4. Appending Variables Representing the Next Time Period
Having addressed missing values, we now expand our set of features by including their respective next time period.
4.1 Next Time Period Features
Consider Section 2 features, now with missing data addressed. We now use them to derive the next time step features. More specifically, these features repeat the 11 features assigned columns E-O of Section 2 but instead pertain to the next time period (90 days) in a CVE’s timeline. Their names match the 11 features of Sextion 2 but have a suffix “2” appended to their names. Their derivation is simple: Each of these next-time period-related features are derived as follows: Make a copy of the corresponding feature and shift all of its values up by one row. Of course, the top value of each original-variable column is simply unused; and the bottom value of the new column is blank.

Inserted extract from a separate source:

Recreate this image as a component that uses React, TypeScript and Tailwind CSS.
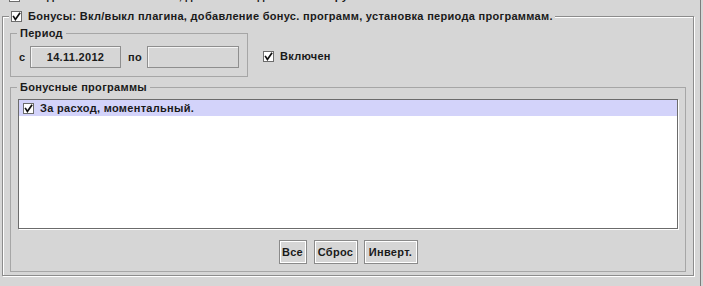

Finally, for each CVE id, the record representing the last time period for a CVE’s remediation is then deleted. This is because it had gotten either the values of the first time period of the next CVE, or blanks, if it was the last row of the entire dataset.

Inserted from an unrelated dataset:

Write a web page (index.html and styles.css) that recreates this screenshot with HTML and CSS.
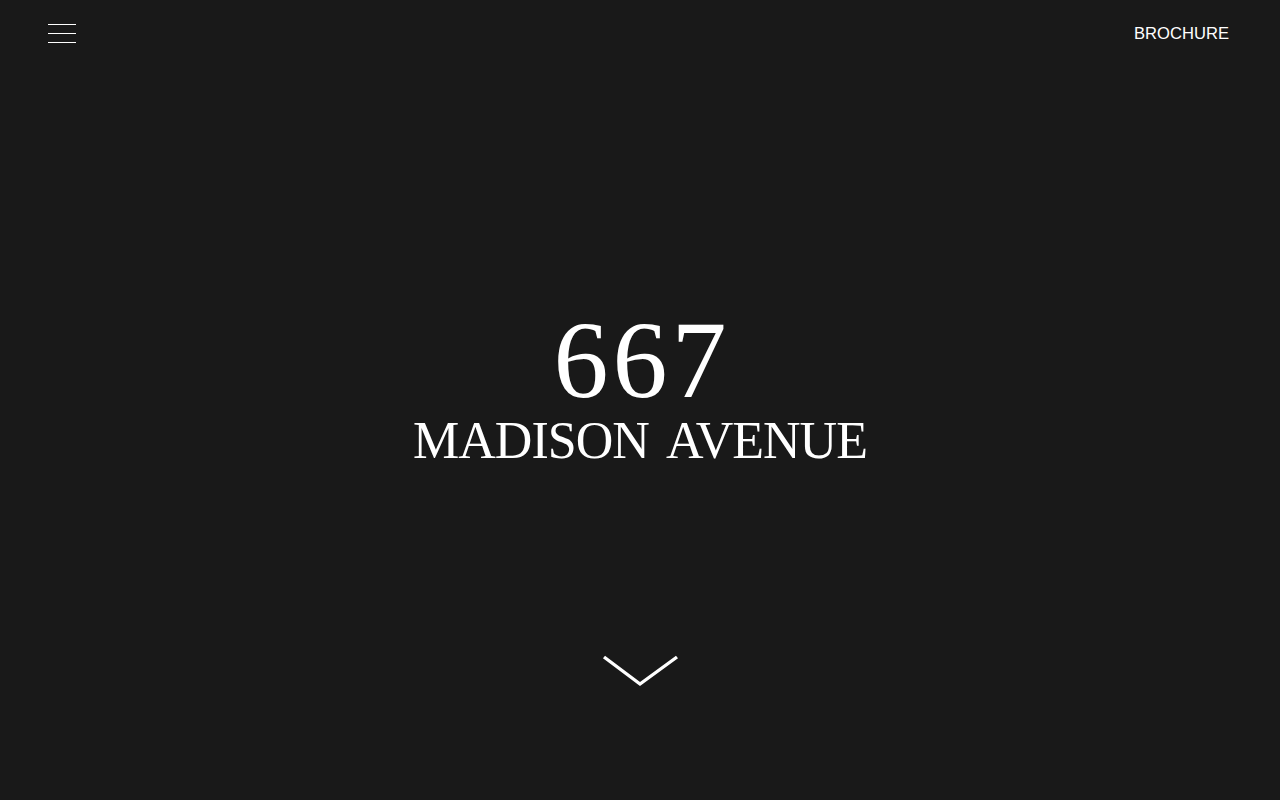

The features appear in the same order as the corresponding original 11 features above: org_silo2, mis_link2, silence2, congruence2, communicate2, code_dev2, file2, mail_dev2, thread2, commit2, churn2.
Variable | Derived Variable (i.e. Feature) |
---|---|
org_silo2 (P) | Same count as “org_silo” but applied to the next time period |
mis_link2 (Q) | Same count as “mis_link” but applied to the next time period |
silence2 (R) | Same count as “silence” but applied to the next time period |
congruence2 (S) | Same 0..1 measure as “congruence” but applied to the next time period |
communicate2 (T) | Same 0..1 measure as “communicate” but applied to the next time period |
code_dev2 (U) | Same count as “code_dev” but applied to the next time period |
file2 (V) | Same count as “file” but applied to the next time period |
mail_dev2 (W) | Same count as “mail_dev” but applied to the next time period |
thread2 (X) | Same count as “thread” but applied to the next time period |
commit2 (Y) | Same count as “commit” but applied to the next time period |
churn2 (Z) | Same count as “churn” but applied to the next time period |
As there were 5563 rows and there are 121 CVEs represented in the dataset, this should leave 5442 rows (after the header row). And instead of 15 columns, there should now be 26.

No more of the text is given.